SDSU committee recommends 41% increase to student athletic fees
Dec 15, 2025
A San Diego State committee has recommended that university president Adela de la Torre institute a 41% increase to mandatory student athletic fees that are already among the highest in the nation.
The recommendation was buried on the university’s website late Monday afternoon – from the budget
and finance home page, you need to click on four links to find it – and was not accompanied by any formal announcement. It was finalized at last Friday’s 39-minute Zoom meeting of the Campus Fee Advisory Committee that was not open to the public, media or the students who would ultimately pay the $820 annual fee required for enrollment.
The meeting minutes said the recommendation was approved by a 15-2 vote, although it did not specify how each committee member voted.
De la Torre is widely expected to rubber-stamp the recommendation, since it was her office that initiated the “alternative consultation” process for the fee hike instead of a student vote. That process involves the CFAC soliciting student feedback through a series of campus presentations, then formulating a recommendation.

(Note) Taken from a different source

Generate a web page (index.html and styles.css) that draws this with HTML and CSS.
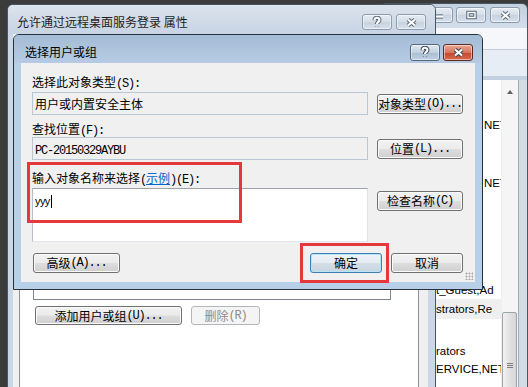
FILE: index.html
```html
<!DOCTYPE html>
<html>
	<head>
		<meta charset="utf-8">
		<title>选择用户或组</title>
		<link rel="stylesheet" href="styles.css">
	</head>
	<body>
		<div class="desk">
			<!-- window behind, on the right -->
			<div class="win win-back">
				<div class="cap cap-back">
					<span class="cbtn cbtn-min">
						<svg class="g g-min" viewBox="0 0 12 10"><path class="o" d="M2 6.5H10"/><path class="i" d="M2 6.5H10"/></svg>
					</span>
					<span class="cbtn cbtn-max">
						<svg class="g g-max" viewBox="0 0 13 10"><rect class="o" x="3" y="2.5" width="7" height="5"/><rect class="i" x="3" y="2.5" width="7" height="5"/></svg>
					</span>
					<span class="cbtn cbtn-close">
						<svg class="g g-x" viewBox="0 0 13 11"><path class="o" d="M3 2.5L10 8.5M10 2.5L3 8.5"/><path class="i" d="M3 2.5L10 8.5M10 2.5L3 8.5"/></svg>
					</span>
				</div>
				<div class="menu"></div>
				<div class="tools"></div>
				<div class="listwrap">
					<div class="rows">
						<div class="gap gap-36"></div>
						<div class="row row-far">NET</div>
						<div class="gap gap-40"></div>
						<div class="row row-far">NET</div>
						<div class="gap gap-89"></div>
						<div class="row">t_Guest,Ad</div>
						<div class="row row-sel">strators,Re</div>
						<div class="gap gap-23"></div>
						<div class="row">rators</div>
						<div class="row">ERVICE,NET</div>
					</div>
					<div class="vscroll">
						<div class="arrow"><span class="tri"></span></div>
						<div class="thumb"><span class="thumb-grip"></span></div>
					</div>
					<div class="back-edge"></div>
				</div>
			</div>

			<!-- properties dialog -->
			<div class="win win-prop">
				<div class="cap cap-prop">
					<span class="cap-title">允许通过远程桌面服务登录 属性</span>
					<span class="cbtn">
						<svg class="g g-q" viewBox="0 0 10 13"><path class="o" d="M2.6 4.2C2.6 1 7.4 1 7.4 4C7.4 5.9 5 5.9 5 8M5 10.6V10.9"/><path class="i" d="M2.6 4.2C2.6 1 7.4 1 7.4 4C7.4 5.9 5 5.9 5 8M5 10.6V10.9"/></svg>
					</span>
					<span class="cbtn">
						<svg class="g g-x" viewBox="0 0 13 11"><path class="o" d="M3 2.5L10 8.5M10 2.5L3 8.5"/><path class="i" d="M3 2.5L10 8.5M10 2.5L3 8.5"/></svg>
					</span>
				</div>
				<div class="prop-body">
					<div class="prop-client">
						<div class="tabpage">
							<div class="lbox"></div>
							<div class="prop-btns">
								<button class="btn btn-add">添加用户或组<span class="a">(U)...</span></button>
								<button class="btn btn-del" disabled>删除<span class="a">(R)</span></button>
							</div>
						</div>
					</div>
				</div>
			</div>

			<!-- select users or groups -->
			<div class="win win-dlg">
				<div class="cap cap-dlg">
					<span class="cap-title">选择用户或组</span>
					<span class="cbtn cbtn-help">
						<svg class="g g-q" viewBox="0 0 10 13"><path class="o" d="M2.6 4.2C2.6 1 7.4 1 7.4 4C7.4 5.9 5 5.9 5 8M5 10.6V10.9"/><path class="i" d="M2.6 4.2C2.6 1 7.4 1 7.4 4C7.4 5.9 5 5.9 5 8M5 10.6V10.9"/></svg>
					</span>
					<span class="cbtn cbtn-red">
						<svg class="g g-x" viewBox="0 0 13 11"><path class="o" d="M3 2.5L10 8.5M10 2.5L3 8.5"/><path class="i" d="M3 2.5L10 8.5M10 2.5L3 8.5"/></svg>
					</span>
				</div>
				<div class="dlg-body">
					<div class="dlg-client">
						<div class="lbl">选择此对象类型<span class="a">(S):</span></div>
						<div class="line">
							<div class="edit ro">用户或内置安全主体</div>
							<button class="btn side">对象类型<span class="a">(O)...</span></button>
						</div>
						<div class="lbl lbl-2">查找位置<span class="a">(F):</span></div>
						<div class="line line-2">
							<div class="edit ro"><span class="a">PC-20150329AYBU</span></div>
							<button class="btn side">位置<span class="a">(L)...</span></button>
						</div>
						<div class="lbl lbl-3">输入对象名称来选择<span class="a">(</span><span class="link">示例</span><span class="a">)(E):</span></div>
						<div class="line line-top">
							<div class="edit multi"><span class="typed">yyy</span><span class="caret"></span></div>
							<button class="btn side check">检查名称<span class="a">(C)</span></button>
						</div>
						<div class="foot">
							<button class="btn adv">高级<span class="a">(A)...</span></button>
							<div class="foot-r">
								<button class="btn ok default">确定</button>
								<button class="btn ok">取消</button>
							</div>
						</div>
						<span class="grip"></span>
					</div>
				</div>
			</div>

			<div class="mark mark-a"></div>
			<div class="mark mark-b"></div>
		</div>
	</body>
</html>
```

FILE: styles.css
```css
* {
	margin: 0;
	padding: 0;
	box-sizing: border-box;
}

body {
	background: #3a3a3a;
	font-family: "Noto Sans CJK SC", sans-serif;
	font-size: 12px;
	color: #000;
}

.desk {
	position: relative;
	width: 528px;
	height: 387px;
	overflow: hidden;
	background: #3b3b3b;
}

.a {
	font-family: "Liberation Mono", monospace;
	letter-spacing: -1.2px;
}

/* windows */
.win {
	position: absolute;
	display: flex;
	flex-direction: column;
	border: 1px solid #4b5562;
	border-radius: 6px 6px 0 0;
}

.cap {
	display: flex;
	align-items: flex-start;
	flex-shrink: 0;
}

.cap-title {
	flex: 1;
	line-height: 16px;
	white-space: nowrap;
}

.cbtn {
	display: flex;
	align-items: center;
	justify-content: center;
	width: 30px;
	height: 16px;
	border: 1px solid #8b9bb0;
	border-radius: 3px;
	background: linear-gradient(#e6ecf3, #d4dde8 50%, #c7d2df 50%, #d7e0eb);
	box-shadow: inset 0 0 0 1px rgba(255, 255, 255, .5);
}

.g {
	fill: none;
}

.g .o {
	stroke: #5b6879;
	stroke-width: 4.2;
}

.g .i {
	stroke: #fff;
	stroke-width: 2.2;
}

.g-x {
	width: 13px;
	height: 11px;
}

.g-q {
	width: 10px;
	height: 13px;
}

.g-min {
	width: 12px;
	height: 10px;
}

.g-max {
	width: 13px;
	height: 10px;
}

.g-max .o {
	stroke-width: 3.4;
}

.g-max .i {
	stroke-width: 1.4;
}

/* back window */
.win-back {
	left: 380px;
	top: 3px;
	width: 148px;
	height: 400px;
	background: linear-gradient(#c3d0df, #d3deea 25px);
}

.cap-back {
	height: 24px;
	padding: 3px 7px 0 0;
	justify-content: flex-end;
	gap: 3px;
}

.cbtn-min {
	width: 28px;
}

.cbtn-close {
	margin-left: 1px;
}

.menu {
	height: 22px;
	background: #f5f7fa;
	border-bottom: 1px solid #c3cdd9;
}

.tools {
	height: 30px;
	background: #e7edf4;
	border-bottom: 4px solid #c2d0e0;
}

.listwrap {
	flex: 1;
	display: flex;
	background: #fff;
}

.rows {
	width: 120px;
	overflow: hidden;
	padding-left: 55px;
	font-family: "Liberation Sans", sans-serif;
	font-size: 11.5px;
}

.gap-36 { height: 36px; }
.gap-40 { height: 40px; }
.gap-89 { height: 89px; }
.gap-23 { height: 23px; }

.row {
	height: 18px;
	line-height: 18px;
	white-space: nowrap;
}

.row-far {
	padding-left: 48px;
}

.row-sel {
	height: 20px;
	line-height: 20px;
	margin-left: -55px;
	padding-left: 55px;
	background: #efefef;
}

.vscroll {
	width: 17px;
	background: #f5f5f5;
	border-left: 1px solid #efefef;
}

.arrow {
	display: flex;
	justify-content: center;
	padding-top: 10px;
	height: 17px;
}

.tri {
	width: 0;
	height: 0;
	border-left: 3.5px solid transparent;
	border-right: 3.5px solid transparent;
	border-bottom: 4px solid #606060;
}

.thumb {
	margin: 215px 1px 0 0;
	height: 90px;
	border: 1px solid #9ba3ad;
	border-radius: 2px;
	background: linear-gradient(90deg, #f2f2f2, #e2e2e2 50%, #d6d6d6);
	padding-top: 50px;
}

.thumb-grip {
	display: block;
	width: 6px;
	height: 5px;
	margin: 0 auto;
	border-top: 1px solid #7d7d7d;
	border-bottom: 1px solid #7d7d7d;
	background: linear-gradient(#7d7d7d, #7d7d7d) center / 100% 1px no-repeat;
}

.back-edge {
	width: 9px;
	background: #d3dbe5;
	border-left: 1px solid #a2abb6;
}

/* properties dialog */
.win-prop {
	left: 7px;
	top: 4px;
	width: 429px;
	height: 400px;
	background: #c9d7e7;
}

.cap-prop {
	height: 29px;
	padding: 9px 9px 0 9px;
	gap: 4px;
	background: linear-gradient(#dbe3ed, #c7d4e3);
	border-radius: 5px 5px 0 0;
	color: #1e1e1e;
}

.prop-body {
	flex: 1;
	display: flex;
	padding: 0 7px 0 5px;
}

.prop-client {
	flex: 1;
	display: flex;
	background: #f0f0f0;
	padding: 0 9px 0 6px;
}

.tabpage {
	flex: 1;
	background: #fff;
	border-left: 1px solid #8d9098;
	border-right: 1px solid #8d9098;
}

.lbox {
	margin: 40px 0 0 13px;
	width: 358px;
	height: 226px;
	border: 1px solid #828790;
}

.prop-btns {
	display: flex;
	gap: 9px;
	margin: 6px 0 0 15px;
}

/* buttons */
.btn {
	display: flex;
	align-items: center;
	justify-content: center;
	height: 20px;
	border: 1px solid #707070;
	border-radius: 3px;
	background: linear-gradient(#f2f2f2, #ebebeb 48%, #dddddd 52%, #cfcfcf);
	box-shadow: inset 0 0 0 1px #fbfbfb;
	font-family: inherit;
	font-size: 12px;
	line-height: 14px;
	color: #000;
	white-space: nowrap;
}

.btn-add {
	width: 147px;
	height: 19px;
}

.btn-del {
	width: 69px;
	height: 19px;
	border-color: #b3b7ba;
	background: #f4f4f4;
	box-shadow: none;
	color: #8c8c8c;
}

/* select dialog */
.win-dlg {
	left: 13px;
	top: 34px;
	width: 470px;
	height: 256px;
	border-color: #28323d;
	background: #b8cfe8;
}

.cap-dlg {
	height: 28px;
	padding: 9px 9px 0 11px;
	gap: 3px;
	background: linear-gradient(#a5bcd6, #b6cbe3);
	border-radius: 5px 5px 0 0;
}

.cap-dlg .cbtn {
	height: 17px;
}

.cbtn-help {
	border-color: #56687e;
	background: linear-gradient(#dfe8f1, #c2d1e0 50%, #a9bdd2 50%, #bfd0e2);
}

.cbtn-red {
	border-color: #5e2a22;
	background: linear-gradient(#e9a795, #d7765d 50%, #c3462d 50%, #d66b4e);
}

.cbtn-help .o,
.cbtn-red .o {
	stroke: #3a4552;
}

.dlg-body {
	flex: 1;
	padding: 0 7px 7px 7px;
}

.dlg-client {
	position: relative;
	height: 219px;
	background: #f0f0f0;
	padding: 12px 12px 0 11px;
}

.lbl {
	height: 14px;
	line-height: 14px;
	white-space: nowrap;
}

.lbl-2 {
	margin-top: 7px;
}

.lbl-3 {
	margin-top: 11px;
}

.link {
	color: #0066cc;
	text-decoration: underline;
}

.line {
	display: flex;
	align-items: center;
	gap: 9px;
	margin-top: 3px;
}

.line-2 {
	margin-top: 1px;
}

.line-top {
	align-items: flex-start;
}

.edit {
	width: 336px;
	height: 23px;
	border: 1px solid #b9c6d4;
	padding-left: 2px;
	line-height: 21px;
	white-space: nowrap;
}

.ro {
	background: #f0f0f0;
}

.multi {
	height: 54px;
	background: #fff;
	border-color: #9ea3a9 #dde2e8 #e2e6eb #b9bec5;
	padding-top: 6px;
	line-height: 13px;
	display: flex;
	align-items: flex-start;
}

.typed {
	font-family: "Liberation Sans", sans-serif;
	font-size: 11px;
	letter-spacing: -0.6px;
}

.caret {
	width: 1px;
	height: 13px;
	background: #000;
	margin-left: 1px;
}

.side {
	width: 86px;
}

.check {
	margin-top: 3px;
}

.foot {
	display: flex;
	justify-content: space-between;
	margin-top: 11px;
}

.adv {
	width: 87px;
	margin-left: 1px;
}

.foot-r {
	display: flex;
	gap: 9px;
}

.ok {
	width: 72px;
}

.default {
	border-color: #3c7fb1;
	background: linear-gradient(#eef3f7, #e4ebf1 48%, #d4dee7 52%, #c7d4df);
	box-shadow: inset 0 0 0 1px #b8e4f8;
}

.grip {
	position: absolute;
	right: 2px;
	bottom: 2px;
	width: 8px;
	height: 8px;
	background: radial-gradient(circle, #a7a7a7 0.8px, transparent 1.2px) 0 0 / 3px 3px;
}

/* annotation frames */
.mark {
	position: absolute;
	border: 3px solid #e5383d;
}

.mark-a {
	left: 27px;
	top: 162px;
	width: 215px;
	height: 61px;
}

.mark-b {
	left: 300px;
	top: 243px;
	width: 89px;
	height: 40px;
}
```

The only student referendum on raising athletic fees at SDSU came in 2004. It was rejected, but then-president Stephen Weber imposed them anyway. All subsequent increases to what is called the Instructionally Related Activities (IRA) fee have come via alternative consultation.

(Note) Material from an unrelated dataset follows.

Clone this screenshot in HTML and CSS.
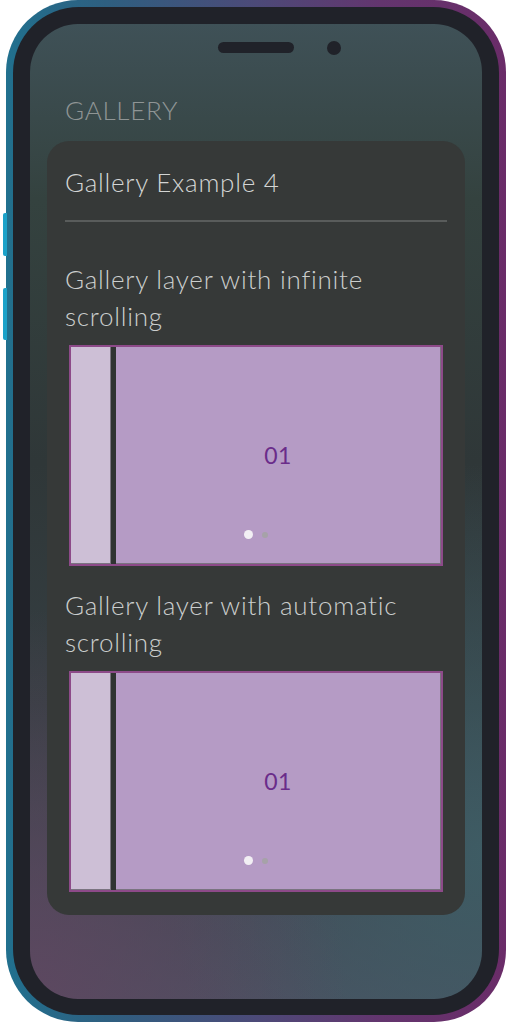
FILE: index.html
```html
<!DOCTYPE html>
<html>
<head>
<meta charset="utf-8">
<link rel="stylesheet" href="styles.css">
</head>
<body>
<div class="phone">
  <span class="side-btn side-btn-1"></span>
  <span class="side-btn side-btn-2"></span>
  <div class="bezel">
    <div class="screen">
      <span class="speaker"></span>
      <span class="camera"></span>
      <h1 class="page-title">GALLERY</h1>
      <div class="card">
        <h2 class="card-title">Gallery Example 4</h2>
        <hr class="divider">
        <h3 class="section-title first">Gallery layer with infinite scrolling</h3>
        <div class="gallery">
          <div class="slide slide-prev"></div>
          <div class="slide slide-main"><span class="slide-num">01</span></div>
          <div class="dots"><span class="dot active"></span><span class="dot"></span></div>
        </div>
        <h3 class="section-title">Gallery layer with automatic scrolling</h3>
        <div class="gallery">
          <div class="slide slide-prev"></div>
          <div class="slide slide-main"><span class="slide-num">01</span></div>
          <div class="dots"><span class="dot active"></span><span class="dot"></span></div>
        </div>
      </div>
    </div>
  </div>
</div>
</body>
</html>
```

FILE: styles.css
```css
* { box-sizing: border-box; }
html, body { margin: 0; padding: 0; background: #ffffff; }
body {
  width: 512px;
  height: 1024px;
  overflow: hidden;
  font-family: Lato, "Open Sans", sans-serif;
}
.phone {
  position: relative;
  margin-left: 6px;
  width: 500px;
  height: 1022px;
  padding: 7px;
  border-radius: 72px;
  background: linear-gradient(90deg, #21708e 0%, #2e5f80 20%, #4c4a78 50%, #63356e 75%, #6a2c68 100%);
}
.side-btn {
  position: absolute;
  left: -3px;
  width: 4px;
  background: #1ba2c9;
  border-radius: 2px 0 0 2px;
}
.side-btn-1 { top: 213px; height: 43px; }
.side-btn-2 { top: 288px; height: 52px; }
.bezel {
  width: 100%;
  height: 100%;
  padding: 17px 17px 16px 17px;
  border-radius: 66px;
  background: #202229;
}
.screen {
  position: relative;
  width: 100%;
  height: 100%;
  border-radius: 48px;
  padding: 0 17px;
  overflow: hidden;
  background:
    radial-gradient(ellipse 70% 40% at 0% 100%, rgba(96, 70, 96, 0.85) 0%, rgba(96, 70, 96, 0) 100%),
    radial-gradient(ellipse 70% 40% at 100% 85%, rgba(62, 94, 102, 0.9) 0%, rgba(62, 94, 102, 0) 100%),
    linear-gradient(180deg, #3f5157 0%, #34423f 18%, #2f3738 45%, #353e42 70%, #4a5060 100%);
  display: flex;
  flex-direction: column;
}
.speaker {
  position: absolute;
  left: 188px;
  top: 18px;
  width: 76px;
  height: 11px;
  border-radius: 6px;
  background: #202229;
}
.camera {
  position: absolute;
  left: 297px;
  top: 17px;
  width: 14px;
  height: 14px;
  border-radius: 50%;
  background: #202229;
}
.page-title {
  margin: 68px 0 0 18px;
  font-size: 26px;
  line-height: 37px;
  font-weight: 300;
  letter-spacing: 0.7px;
  color: #8f9595;
}
.card {
  margin-top: 12px;
  padding: 23px 18px 23px 18px;
  border-radius: 22px;
  background: #363938;
}
.card-title {
  margin: 0;
  font-size: 26px;
  line-height: 37px;
  font-weight: 300;
  letter-spacing: 0.75px;
  color: #d3d5d4;
}
.divider {
  margin: 19px 0 0 0;
  border: 0;
  height: 2px;
  background: #595c5b;
}
.section-title {
  margin: 21px 0 10px 0;
  font-size: 26px;
  line-height: 37px;
  font-weight: 300;
  letter-spacing: 0.75px;
  color: #cbcecd;
}
.section-title.first { margin-top: 39px; }
.gallery {
  position: relative;
  margin: 0 4px;
  height: 221px;
  border: 2px solid #8d4a89;
  display: flex;
  background: #2f3331;
}
.slide {
  height: 100%;
  border: 1px solid #7a7480;
  border-top: 0;
  border-left: 0;
}
.slide-prev {
  width: 40px;
  background: #cdbfd6;
}
.slide-main {
  flex: 1;
  margin-left: 5px;
  background: #b59bc5;
  display: flex;
  align-items: center;
  justify-content: center;
}
.slide-num {
  font-size: 23px;
  font-weight: 400;
  letter-spacing: 0.5px;
  color: #6a2c8a;
}
.dots {
  position: absolute;
  left: 0;
  right: 0;
  bottom: 25px;
  display: flex;
  justify-content: center;
  align-items: center;
  gap: 9px;
}
.dot {
  width: 6px;
  height: 6px;
  border-radius: 50%;
  background: #a6a2a8;
}
.dot.active {
  width: 9px;
  height: 9px;
  background: #f2eff4;
}
```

Unlike a yes or no student referendum, the alternative consultation process allows the committee to make adjustments to the initial proposal, and it did to the fee’s amount, schedule and distribution percentages.
More money will go to areas like club sports and adaptive sports, plus some to student media. And the fee hike will be phased in over four years, increasing by $60 per semester in the first two, $90 per semester in the third and $120 per semester in the fourth.

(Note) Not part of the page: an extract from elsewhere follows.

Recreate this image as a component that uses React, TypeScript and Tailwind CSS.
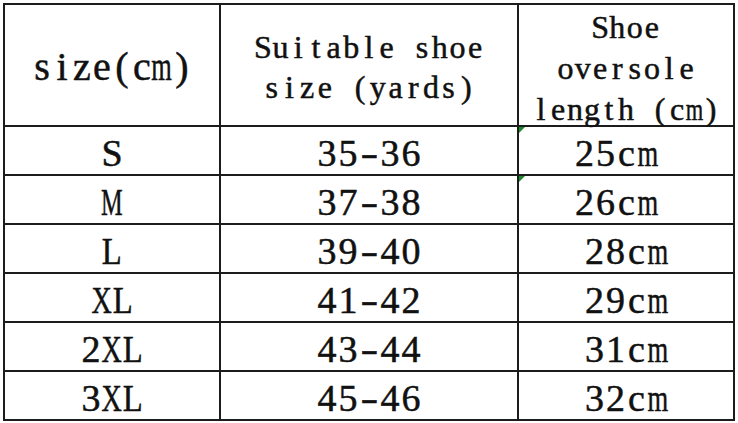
import React from "react";

type SqueezeMap = Record<string, string>;

function Mono({
  text,
  cell,
  squeeze = {},
}: {
  text: string;
  cell: string;
  squeeze?: SqueezeMap;
}) {
  return (
    <span className="inline-flex whitespace-nowrap">
      {text.split("").map((ch, i) => (
        <span key={i} className={`inline-flex justify-center shrink-0 ${cell}`}>
          <span className={`inline-block shrink-0 ${squeeze[ch] ?? ""}`}>
            {ch === " " ? "\u00a0" : ch}
          </span>
        </span>
      ))}
    </span>
  );
}

const headBig: SqueezeMap = { m: "scale-x-[0.66]" };
const headSmall: SqueezeMap = { m: "scale-x-[0.7]" };
const body: SqueezeMap = {
  m: "scale-x-[0.7]",
  M: "scale-x-[0.64]",
  X: "scale-x-[0.74]",
  L: "scale-x-[0.86]",
  "-": "scale-x-[1.4]",
};

const rows = [
  { s: "S", y: "35-36", l: "25cm", shift: true, tick: true },
  { s: "M", y: "37-38", l: "26cm", shift: true, tick: true },
  { s: "L", y: "39-40", l: "28cm", shift: false, tick: false },
  { s: "XL", y: "41-42", l: "29cm", shift: false, tick: false },
  { s: "2XL", y: "43-44", l: "31cm", shift: false, tick: false },
  { s: "3XL", y: "45-46", l: "32cm", shift: false, tick: false },
];

export default function App() {
  return (
    <div className="w-[738px] h-[423px] bg-white pt-[3px] pl-[3px]">
      <div
        className="w-[732px] h-[418px] border-2 border-[#1c1c1c] grid grid-cols-[216px_298px_214px] text-[#111] [-webkit-text-stroke:0.5px_#111]"
        style={{ fontFamily: '"Liberation Serif", "Times New Roman", serif' }}
      >
        <div className="h-[122px] border-r-2 border-b-2 border-[#1c1c1c] flex items-center justify-center text-[40px] leading-none pt-[4px]">
          <Mono text="size(cm)" cell="w-[20px]" squeeze={headBig} />
        </div>
        <div className="h-[122px] border-r-2 border-b-2 border-[#1c1c1c] flex flex-col items-center justify-center text-[32px] leading-[40px] pt-[4px]">
          <Mono text="Suitable shoe" cell="w-[17.7px]" squeeze={headSmall} />
          <Mono text="size (yards)" cell="w-[17.7px]" squeeze={headSmall} />
        </div>
        <div className="h-[122px] border-b-2 border-[#1c1c1c] flex flex-col items-center justify-center text-[32px] leading-[41px] pt-[6px]">
          <Mono text="Shoe" cell="w-[17.3px]" squeeze={headSmall} />
          <Mono text="oversole" cell="w-[17.3px]" squeeze={headSmall} />
          <Mono text="length (cm)" cell="w-[17px]" squeeze={headSmall} />
        </div>
        {rows.map((r, i) => {
          const last = i === rows.length - 1;
          const h = last ? "h-[47px]" : "h-[49px] border-b-2";
          return (
            <React.Fragment key={r.s}>
              <div className={`${h} border-r-2 border-[#1c1c1c] flex items-center justify-center text-[38px] leading-none pt-[5px]`}>
                <Mono text={r.s} cell="w-[21px]" squeeze={body} />
              </div>
              <div className={`${h} border-r-2 border-[#1c1c1c] flex items-center justify-center text-[38px] leading-none pt-[5px]`}>
                <Mono text={r.y} cell="w-[21px]" squeeze={body} />
              </div>
              <div className={`${h} relative border-[#1c1c1c] flex items-center justify-center text-[38px] leading-none pt-[5px]`}>
                {r.tick && (
                  <div className="absolute left-0 top-0 w-0 h-0 border-t-[6px] border-t-[#1e8a2e] border-r-[6px] border-r-transparent" />
                )}
                <span className={r.shift ? "mr-[20px]" : ""}>
                  <Mono text={r.l} cell="w-[21px]" squeeze={body} />
                </span>
              </div>
            </React.Fragment>
          );
        })}
      </div>
    </div>
  );
}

Students currently pay $290 per semester, or $580 per year. The ultimate total of $820 per year amounts to a 41% increase.
In a 2024-25 athletics budget posted on the university’s website, student fees were the single largest revenue source at $16.3 million. According to the College Athletics Database, which collects mandatory financial filings from 240 public institutions, SDSU’s student fee contribution was the 21st highest nationally for the 2024 fiscal year.
The College Athletics Database also shows a $29.1 million deficit by SDSU’s athletic department in 2024 and some of Division I’s highest debt at $282 million – presumably from building Snapdragon Stadium – despite not having access to the television riches of a power conference.
Raising student fees are one way to close that gap, although the athletic department likely won’t get as much as it wanted.
The original proposal was for a 45% bump, or $130 per semester more, starting next fall, with 95% of the money going to the athletic department. Under the committee’s amended recommendation, that means about $15 million less over the next four years for athletics, which will receive just under 90% of the new fee.
“If the fee does not pass,” a FAQ section in the alternative consultation documents says, “the university will face significant challenges in sustaining and enhancing the athletics experience for students and student-athletes. Without a stable funding source, programs will continue to rely heavily on limited and unpredictable state allocations, which have not kept pace with rising costs.
“Competitiveness of SDSU’s athletics programs could decline, putting the university at a disadvantage compared to schools that have already invested through student fees.”
According to the College Athletics Database, SDSU already ranked No. 1 in student fee contribution in the Mountain West by a wide margin in 2024. San Jose State was second at $9.4 million. No one else was over $6 million.
If the recommendation is approved by de la Torre, the SDSU student fee contribution will ultimately increase to about $25 million per year.